Question

Two violinists are trying to tune their instruments in an orchestra. One is producing the desired frequency, 440 Hz. The other is producing a frequency of 448.4 Hz. By what percentage should the out-of-tune musician change the tension in his string to bring his instrument into tune at 440 Hz?

A. 4.0%
B. 0.5%
C. 2.0%
D. 1.0%
E. 0.6%

Answer 1

The musician should decrease the tension in their violin string by approximately 2.0% to change the frequency from 448.4 Hz to the desired 440 Hz.

Step-by-step explanation:

The out-of-tune musician is producing a frequency of 448.4 Hz, while the desired frequency is 440 Hz. The frequency of a string is related to the tension by the formula f = (1/2L) ∙ √(T/μ), where f is the frequency, L is the length of the string, T is the tension, and μ is the linear mass density. To tune the violin, the musician should decrease the frequency to match 440 Hz, which is a decrease in frequency of 448.4 Hz - 440 Hz = 8.4 Hz.

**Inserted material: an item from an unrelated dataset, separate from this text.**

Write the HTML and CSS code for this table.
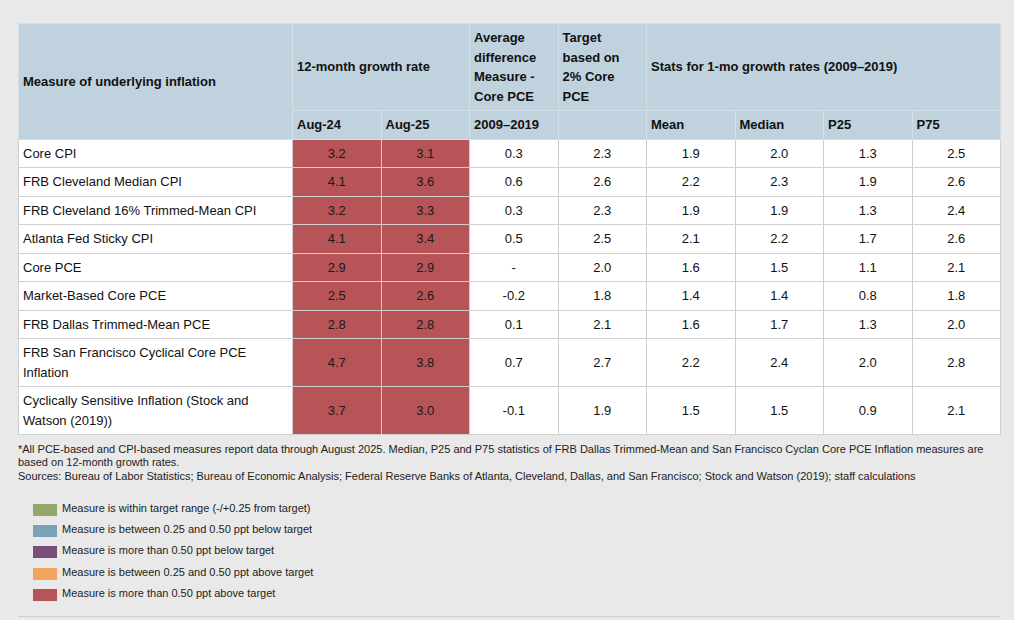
FILE: index.html
```html
<!DOCTYPE html>
<html>
<head>
<meta charset="utf-8">
<link rel="stylesheet" href="styles.css">
</head>
<body>
<div class="page">
  <table class="tbl">
    <colgroup>
      <col class="c-name">
      <col class="c-num"><col class="c-num"><col class="c-num"><col class="c-num">
      <col class="c-num"><col class="c-num"><col class="c-num"><col class="c-num">
    </colgroup>
    <thead>
      <tr>
        <th rowspan="2">Measure of underlying inflation</th>
        <th colspan="2">12-month growth rate</th>
        <th>Average difference Measure - Core PCE</th>
        <th>Target based on 2% Core PCE</th>
        <th colspan="4">Stats for 1-mo growth rates (2009–2019)</th>
      </tr>
      <tr>
        <th>Aug-24</th>
        <th>Aug-25</th>
        <th>2009–2019</th>
        <th></th>
        <th>Mean</th>
        <th>Median</th>
        <th>P25</th>
        <th>P75</th>
      </tr>
    </thead>
    <tbody>
      <tr><td>Core CPI</td><td class="red">3.2</td><td class="red">3.1</td><td>0.3</td><td>2.3</td><td>1.9</td><td>2.0</td><td>1.3</td><td>2.5</td></tr>
      <tr><td>FRB Cleveland Median CPI</td><td class="red">4.1</td><td class="red">3.6</td><td>0.6</td><td>2.6</td><td>2.2</td><td>2.3</td><td>1.9</td><td>2.6</td></tr>
      <tr><td>FRB Cleveland 16% Trimmed-Mean CPI</td><td class="red">3.2</td><td class="red">3.3</td><td>0.3</td><td>2.3</td><td>1.9</td><td>1.9</td><td>1.3</td><td>2.4</td></tr>
      <tr><td>Atlanta Fed Sticky CPI</td><td class="red">4.1</td><td class="red">3.4</td><td>0.5</td><td>2.5</td><td>2.1</td><td>2.2</td><td>1.7</td><td>2.6</td></tr>
      <tr><td>Core PCE</td><td class="red">2.9</td><td class="red">2.9</td><td>-</td><td>2.0</td><td>1.6</td><td>1.5</td><td>1.1</td><td>2.1</td></tr>
      <tr><td>Market-Based Core PCE</td><td class="red">2.5</td><td class="red">2.6</td><td>-0.2</td><td>1.8</td><td>1.4</td><td>1.4</td><td>0.8</td><td>1.8</td></tr>
      <tr><td>FRB Dallas Trimmed-Mean PCE</td><td class="red">2.8</td><td class="red">2.8</td><td>0.1</td><td>2.1</td><td>1.6</td><td>1.7</td><td>1.3</td><td>2.0</td></tr>
      <tr><td>FRB San Francisco Cyclical Core PCE Inflation</td><td class="red">4.7</td><td class="red">3.8</td><td>0.7</td><td>2.7</td><td>2.2</td><td>2.4</td><td>2.0</td><td>2.8</td></tr>
      <tr><td>Cyclically Sensitive Inflation (Stock and Watson (2019))</td><td class="red">3.7</td><td class="red">3.0</td><td>-0.1</td><td>1.9</td><td>1.5</td><td>1.5</td><td>0.9</td><td>2.1</td></tr>
    </tbody>
  </table>

  <div class="notes">
    <p>*All PCE-based and CPI-based measures report data through August 2025. Median, P25 and P75 statistics of FRB Dallas Trimmed-Mean and San Francisco Cyclan Core PCE Inflation measures are based on 12-month growth rates.</p>
    <p>Sources: Bureau of Labor Statistics; Bureau of Economic Analysis; Federal Reserve Banks of Atlanta, Cleveland, Dallas, and San Francisco; Stock and Watson (2019); staff calculations</p>
  </div>

  <ul class="legend">
    <li><span class="sw sw-green"></span><span>Measure is within target range (-/+0.25 from target)</span></li>
    <li><span class="sw sw-blue"></span><span>Measure is between 0.25 and 0.50 ppt below target</span></li>
    <li><span class="sw sw-purple"></span><span>Measure is more than 0.50 ppt below target</span></li>
    <li><span class="sw sw-orange"></span><span>Measure is between 0.25 and 0.50 ppt above target</span></li>
    <li><span class="sw sw-red"></span><span>Measure is more than 0.50 ppt above target</span></li>
  </ul>

  <div class="rule"></div>
</div>
</body>
</html>
```

FILE: styles.css
```css
html, body {
  margin: 0;
  padding: 0;
  background: #e9e9e9;
}

.page {
  padding: 23px 0 0 18px;
  width: 982px;
  font-family: "Liberation Sans", Arial, sans-serif;
}

.tbl {
  border-collapse: collapse;
  table-layout: fixed;
  width: 982px;
  font-size: 13px;
  line-height: 19.5px;
  color: #111;
  border: 1px solid #d2d2d2;
}

.c-name { width: 274px; }
.c-num { width: 88.5px; }

.tbl th {
  background: #bfd2dd;
  font-weight: bold;
  text-align: left;
  vertical-align: middle;
  padding: 4px 6px 4px 4px;
  border: 1px solid #d3dee5;
  color: #111;
}

.tbl td {
  background: #fff;
  padding: 4px;
  border: 1px solid #cfcfcf;
  text-align: center;
  vertical-align: middle;
}

.tbl td:first-child {
  text-align: left;
}

.tbl td.red {
  background: #b75457;
  color: #1a1a1a;
}

.notes {
  margin-top: 8px;
  font-size: 11px;
  line-height: 13.3px;
  color: #222;
}

.notes p {
  margin: 0;
}

.legend {
  list-style: none;
  margin: 19px 0 0 0;
  padding: 0 0 0 15px;
  font-size: 11px;
  line-height: 13px;
  color: #222;
}

.legend li {
  display: flex;
  align-items: flex-start;
  gap: 5px;
  height: 13px;
  margin-bottom: 8.3px;
}

.legend li:last-child {
  margin-bottom: 0;
}

.sw {
  display: block;
  width: 24px;
  height: 12px;
  margin-top: 2px;
  flex: none;
}

.sw-green { background: #93a86a; }
.sw-blue { background: #7ca2b7; }
.sw-purple { background: #7b5078; }
.sw-orange { background: #f2a45e; }
.sw-red { background: #b75457; }

.rule {
  margin-top: 16px;
  height: 1px;
  background: #cfcfcf;
}
```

To find the percentage change, we divide the change in frequency by the initial frequency: (8.4 Hz / 448.4 Hz) × 100% = 1.87%, which is approximately 2.0%. Therefore, the musician should adjust the tension by this percentage to bring the violin into tune.

Answer 2

A. 4.0%

Step-by-step explanation:

The value of the frequency, f, in a string with a tension, T, is:

`f=\sqrt{(T)/(4mL) }`

For the well calibrated instrument:

`f_(1)=\sqrt{(T_(1))/(4mL) }`

For the instrument to be calibrated

`f_(2)=\sqrt{(T_(2))/(4mL) }`

We divide these equations in order to find the rapport between the Tensions:

`T_(2)/T_(1)=(f_(2)/f_(1))^(2)=(448.4/440)^2=1.04`

if the rapport between T2 y T1 is 1.04, it means that the tension in the string should be changed in 4%.